The “killing it” fantasy doesn’t factor in the emotional labour and inevitable pressure of a world of influencers/writers/columnists/novelists/personalities already allegedly smashing it too. For every piece of mine commissioned, I see someone else writing three. For every follower I gain on social media, there is someone else posturing with their thousands. I am riddled with a pressure to “strike while the iron is hot” – every opportunity is a potential big break, every email repartee with an editor, every commission, every Instagram story holds the power to catapult me into stratospheric success. That is an awesome amount of pressure to live with and live up to…and a debilitating dose of disappointment when none of the above happens.

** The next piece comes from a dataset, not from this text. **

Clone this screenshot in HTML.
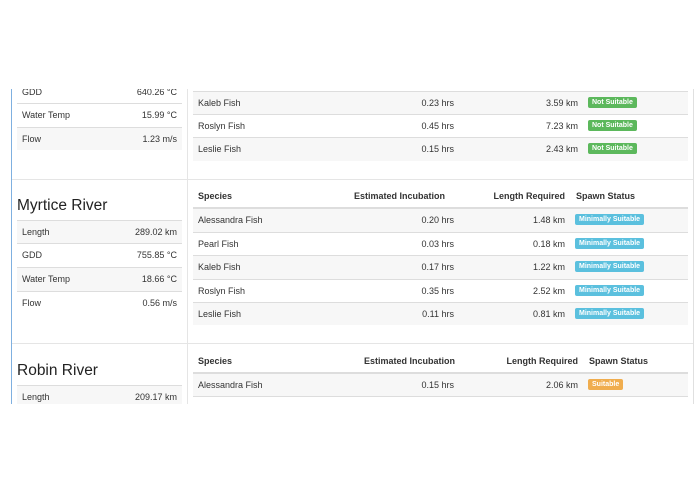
<!DOCTYPE html>
<html><head><style>
body{margin:0;width:695px;height:494px;background:#fff;font-family:"Liberation Sans",sans-serif;font-size:9px;color:#333;position:relative;overflow:hidden}
.a{position:absolute}
.row{position:absolute;height:23px;border-top:1px solid #ddd;box-sizing:border-box}
.g{background:#f7f7f7}
.t{position:absolute;top:6px;white-space:nowrap}
.r{text-align:right}
.b{position:absolute;top:5px;height:11px;line-height:11px;padding:0 4px;border-radius:2px;color:#fff;font-size:7px;font-weight:bold}
.ns{background:#5cb85c}.ms{background:#5bc0de}.su{background:#f0ad4e}
.h{font-weight:bold;white-space:nowrap}
.title{position:absolute;font-size:15.5px;color:#222}
</style></head><body>
<div class="a" style="left:0;top:89px;width:695px;height:315px;overflow:hidden">
<div class="a" style="left:0;top:-89px;width:695px;height:404px">
<div class="a" style="left:11px;top:86px;width:1px;height:318px;background:#7fb0e0"></div>
<div class="a" style="left:187px;top:86px;width:1px;height:318px;background:#e5e5e5"></div>
<div class="a" style="left:693px;top:86px;width:1px;height:318px;background:#e0e0e0"></div>
<div class="a" style="left:12px;top:179px;width:681px;height:1px;background:#e5e5e5"></div>
<div class="a" style="left:12px;top:343px;width:681px;height:1px;background:#e5e5e5"></div>
<!-- section 1 left -->
<div class="row" style="left:17px;top:80px;width:165px"><span class="t" style="left:5px">GDD</span><span class="t r" style="right:5px">640.26 °C</span></div>
<div class="row" style="left:17px;top:103px;width:165px"><span class="t" style="left:5px">Water Temp</span><span class="t r" style="right:5px">15.99 °C</span></div>
<div class="row g" style="left:17px;top:127px;width:165px"><span class="t" style="left:5px">Flow</span><span class="t r" style="right:5px">1.23 m/s</span></div>
<!-- section 1 right -->
<div class="row g" style="left:193px;top:91px;width:495px"><span class="t" style="left:5px">Kaleb Fish</span><span class="t r" style="right:234px">0.23 hrs</span><span class="t r" style="right:110px">3.59 km</span><span class="b ns" style="left:395px">Not Suitable</span></div>
<div class="row" style="left:193px;top:114px;width:495px"><span class="t" style="left:5px">Roslyn Fish</span><span class="t r" style="right:234px">0.45 hrs</span><span class="t r" style="right:110px">7.23 km</span><span class="b ns" style="left:395px">Not Suitable</span></div>
<div class="row g" style="left:193px;top:137px;width:495px;height:24px"><span class="t" style="left:5px">Leslie Fish</span><span class="t r" style="right:234px">0.15 hrs</span><span class="t r" style="right:110px">2.43 km</span><span class="b ns" style="left:395px">Not Suitable</span></div>
<!-- Myrtice -->
<div class="title" style="left:17px;top:197px">Myrtice River</div>
<div class="row g" style="left:17px;top:220px;width:165px"><span class="t" style="left:5px">Length</span><span class="t r" style="right:5px">289.02 km</span></div>
<div class="row" style="left:17px;top:243px;width:165px"><span class="t" style="left:5px">GDD</span><span class="t r" style="right:5px">755.85 °C</span></div>
<div class="row g" style="left:17px;top:267px;width:165px;height:24px"><span class="t" style="left:5px">Water Temp</span><span class="t r" style="right:5px">18.66 °C</span></div>
<div class="row" style="left:17px;top:291px;width:165px"><span class="t" style="left:5px">Flow</span><span class="t r" style="right:5px">0.56 m/s</span></div>

<div class="a h" style="left:198px;top:191px">Species</div>
<div class="a h r" style="right:250px;top:191px">Estimated Incubation</div>
<div class="a h r" style="right:130px;top:191px">Length Required</div>
<div class="a h" style="left:576px;top:191px">Spawn Status</div>
<div class="a" style="left:193px;top:207px;width:495px;height:2px;background:#ddd"></div>
<div class="row g" style="left:193px;top:209px;width:495px;border-top:0"><span class="t" style="left:5px">Alessandra Fish</span><span class="t r" style="right:234px">0.20 hrs</span><span class="t r" style="right:123px">1.48 km</span><span class="b ms" style="left:382px">Minimally Suitable</span></div>
<div class="row" style="left:193px;top:232px;width:495px"><span class="t" style="left:5px">Pearl Fish</span><span class="t r" style="right:234px">0.03 hrs</span><span class="t r" style="right:123px">0.18 km</span><span class="b ms" style="left:382px">Minimally Suitable</span></div>
<div class="row g" style="left:193px;top:255px;width:495px;height:24px"><span class="t" style="left:5px">Kaleb Fish</span><span class="t r" style="right:234px">0.17 hrs</span><span class="t r" style="right:123px">1.22 km</span><span class="b ms" style="left:382px">Minimally Suitable</span></div>
<div class="row" style="left:193px;top:279px;width:495px"><span class="t" style="left:5px">Roslyn Fish</span><span class="t r" style="right:234px">0.35 hrs</span><span class="t r" style="right:123px">2.52 km</span><span class="b ms" style="left:382px">Minimally Suitable</span></div>
<div class="row g" style="left:193px;top:302px;width:495px"><span class="t" style="left:5px">Leslie Fish</span><span class="t r" style="right:234px">0.11 hrs</span><span class="t r" style="right:123px">0.81 km</span><span class="b ms" style="left:382px">Minimally Suitable</span></div>
<!-- Robin -->
<div class="title" style="left:17px;top:362px">Robin River</div>
<div class="row g" style="left:17px;top:385px;width:165px"><span class="t" style="left:5px">Length</span><span class="t r" style="right:5px">209.17 km</span></div>
<div class="a h" style="left:198px;top:356px">Species</div>
<div class="a h r" style="right:240px;top:356px">Estimated Incubation</div>
<div class="a h r" style="right:117px;top:356px">Length Required</div>
<div class="a h" style="left:589px;top:356px">Spawn Status</div>
<div class="a" style="left:193px;top:372px;width:495px;height:2px;background:#ddd"></div>
<div class="row g" style="left:193px;top:374px;width:495px;border-top:0;border-bottom:1px solid #ddd"><span class="t" style="left:5px">Alessandra Fish</span><span class="t r" style="right:234px">0.15 hrs</span><span class="t r" style="right:110px">2.06 km</span><span class="b su" style="left:395px">Suitable</span></div>
</div>
</div>
</body></html>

Yet that is the reality of “killing it”. Of feeling, actually, like you’re failing most of the time. Of feeling like there’s now something to live up to – an expectation of all who know you, intimately and otherwise, to pander to, to perform to. That is very, very scary, very, very lonely, very, very hard and very, very difficult to explain to someone who you can now see feeling inadequate in your company because they’ve misinterpreted your highlights reel as your reality. I’ve begun to feel the need to apologise for my ‘success’, to apologise for being ambitious – of knowing what I want and then going out to get it. I feel corralled sometimes into appearing to be less happy than I am because I don’t want to hurt someone else’s feelings, or appear obnoxious or arrogant. I shake off any praise with some witticism in which I am the hapless joke, or brush off the sweat and emotional stamina of just T-R-Y-I-N-G because it doesn’t fit with this cool, laidback “slaying it” lifestyle I’m supposedly living.

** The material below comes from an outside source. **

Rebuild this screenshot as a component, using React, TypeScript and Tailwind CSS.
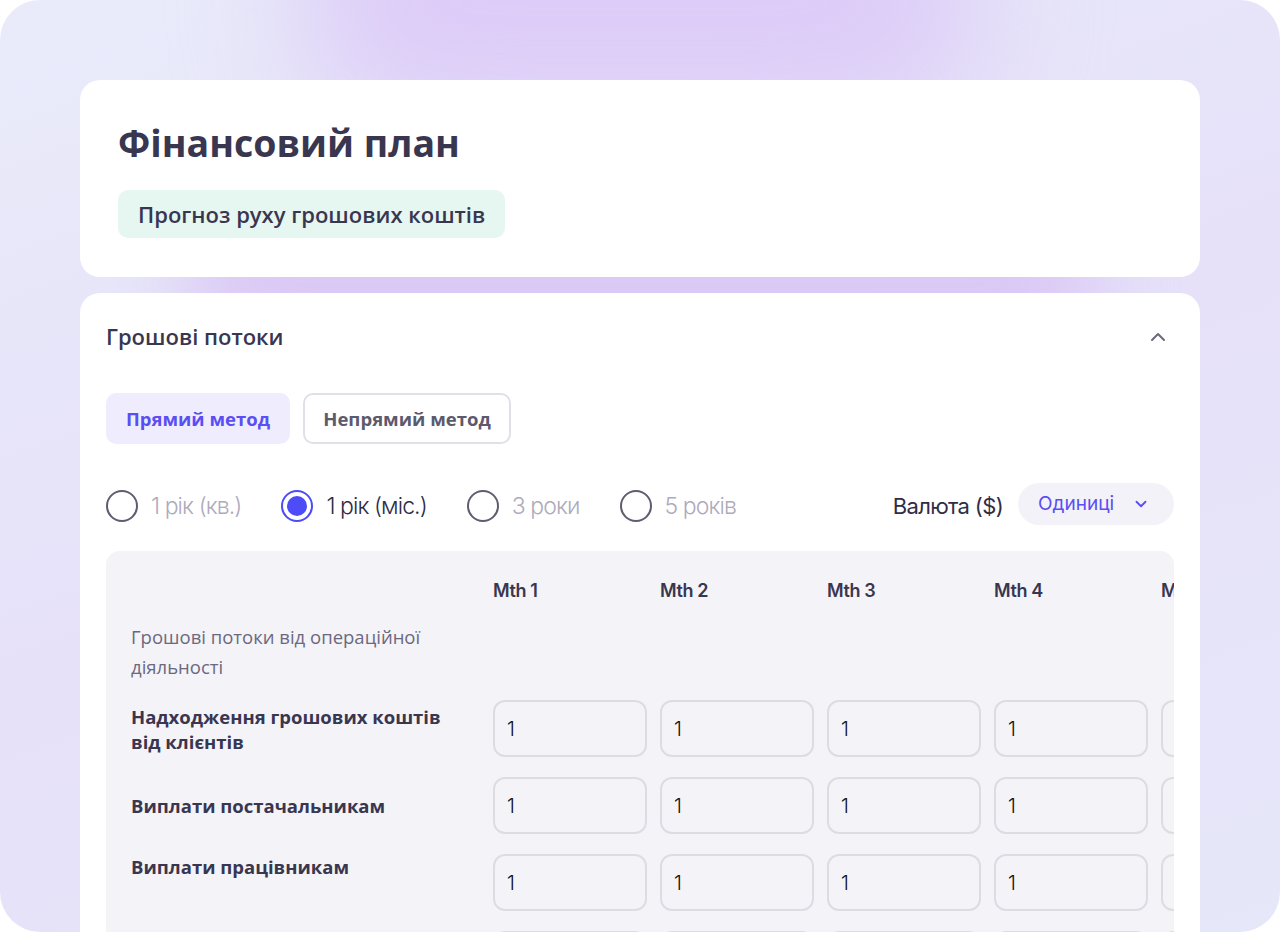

And so, as a brand new year begins and all around me are forming intentions and resolutions and giving their retrospective on the decade that was, all I want is a moment. A moment for the power of asking for it and the reminder that we all hold potential to get what we want once we are resilient, passionate, and true to who we are. That there is no rulebook, recipe or timeline for success – whatever that bizarre word means. All there is is putting your hand up, forcing yourself out of your comfort zone and learning to be ok with whatever that brings. Of thrusting ourselves out into the ether of rejection, into the no-man’s-land glory of complete vulnerability and the mercy of a ‘no’.

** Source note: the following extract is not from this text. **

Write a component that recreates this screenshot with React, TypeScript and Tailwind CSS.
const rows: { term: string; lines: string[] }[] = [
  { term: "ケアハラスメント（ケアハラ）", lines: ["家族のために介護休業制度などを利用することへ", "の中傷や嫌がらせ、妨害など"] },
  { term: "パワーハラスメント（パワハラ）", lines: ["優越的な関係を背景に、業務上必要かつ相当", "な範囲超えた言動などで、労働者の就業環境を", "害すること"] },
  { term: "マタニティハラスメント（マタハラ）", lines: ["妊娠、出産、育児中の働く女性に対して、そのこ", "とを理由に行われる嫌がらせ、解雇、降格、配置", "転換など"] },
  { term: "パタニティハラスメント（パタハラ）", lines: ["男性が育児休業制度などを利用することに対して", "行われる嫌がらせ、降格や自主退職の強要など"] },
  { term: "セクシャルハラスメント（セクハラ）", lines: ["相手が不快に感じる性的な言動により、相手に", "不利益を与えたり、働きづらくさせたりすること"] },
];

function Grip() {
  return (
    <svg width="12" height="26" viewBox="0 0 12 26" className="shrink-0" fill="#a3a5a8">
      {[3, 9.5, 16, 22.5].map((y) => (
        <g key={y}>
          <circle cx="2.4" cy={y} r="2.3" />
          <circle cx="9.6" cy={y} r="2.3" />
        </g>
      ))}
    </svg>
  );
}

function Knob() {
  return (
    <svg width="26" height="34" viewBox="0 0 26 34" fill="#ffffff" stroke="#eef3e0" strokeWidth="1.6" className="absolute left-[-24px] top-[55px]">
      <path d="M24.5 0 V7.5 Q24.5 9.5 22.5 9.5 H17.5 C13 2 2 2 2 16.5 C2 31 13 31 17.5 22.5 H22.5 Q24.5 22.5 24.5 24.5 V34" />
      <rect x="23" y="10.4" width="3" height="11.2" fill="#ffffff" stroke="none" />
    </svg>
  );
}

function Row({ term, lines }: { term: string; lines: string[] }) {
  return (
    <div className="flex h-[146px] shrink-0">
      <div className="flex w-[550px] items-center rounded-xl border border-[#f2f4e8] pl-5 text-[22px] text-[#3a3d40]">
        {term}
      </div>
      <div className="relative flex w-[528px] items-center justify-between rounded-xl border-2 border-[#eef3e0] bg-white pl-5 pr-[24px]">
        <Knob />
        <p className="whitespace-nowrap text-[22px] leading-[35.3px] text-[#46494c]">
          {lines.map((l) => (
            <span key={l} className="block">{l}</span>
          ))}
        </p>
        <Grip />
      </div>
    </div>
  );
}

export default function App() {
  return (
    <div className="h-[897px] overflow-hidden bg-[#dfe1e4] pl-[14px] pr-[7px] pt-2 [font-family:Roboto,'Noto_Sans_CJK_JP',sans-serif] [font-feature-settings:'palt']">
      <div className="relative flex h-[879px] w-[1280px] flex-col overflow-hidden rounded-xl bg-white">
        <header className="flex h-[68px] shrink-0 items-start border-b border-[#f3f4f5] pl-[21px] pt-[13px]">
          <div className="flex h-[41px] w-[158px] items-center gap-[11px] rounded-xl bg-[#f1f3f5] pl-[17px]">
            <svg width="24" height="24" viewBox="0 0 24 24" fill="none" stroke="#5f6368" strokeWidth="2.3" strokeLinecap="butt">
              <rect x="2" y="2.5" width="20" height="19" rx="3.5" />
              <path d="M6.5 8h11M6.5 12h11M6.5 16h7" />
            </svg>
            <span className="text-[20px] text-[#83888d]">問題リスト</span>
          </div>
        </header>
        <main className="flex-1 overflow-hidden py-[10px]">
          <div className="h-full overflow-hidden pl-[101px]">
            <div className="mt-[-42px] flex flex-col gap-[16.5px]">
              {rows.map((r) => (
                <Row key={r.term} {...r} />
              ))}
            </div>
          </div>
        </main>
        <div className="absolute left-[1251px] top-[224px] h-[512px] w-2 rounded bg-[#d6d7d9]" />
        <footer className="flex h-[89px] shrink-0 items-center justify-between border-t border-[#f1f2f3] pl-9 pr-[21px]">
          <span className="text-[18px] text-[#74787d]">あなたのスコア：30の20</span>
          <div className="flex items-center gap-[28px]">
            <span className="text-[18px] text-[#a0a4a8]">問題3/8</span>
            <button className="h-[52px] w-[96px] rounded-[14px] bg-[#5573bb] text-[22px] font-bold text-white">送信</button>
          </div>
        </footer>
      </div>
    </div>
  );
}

Lads, I have absolutely no idea what I’m doing. I have no idea how long this “writing thing” will last, how much further I can take it, how long I can juggle ambition with practicality, dreaming with living. If I can continue in this solitary act of opening myself up to a world of criticism or, worse, a void in which no one is listening, reading. Next year’s New Year’s Eve could see me once more confined to the bed where, instead of a Lothario asking me if I’d like some more prosecco, my sister is asking if my bed sores need turning. “Killing it” can not last forever. Asking for it, however, is an eternal option – one we don’t have to take right now, or tomorrow. But one, when we’re finally ready to try, is the biggest act of self-love we can achieve. To the editors who took a chance (with special mention to the spectacular Gloss team) – thank you. I am endlessly grateful that you’ve given me the audacity to dub myself ‘writer’, even when there were so many reasons you shouldn’t. To those who have said no or, as I like to think of it, just haven’t said yes yet, I hope you like bombardment.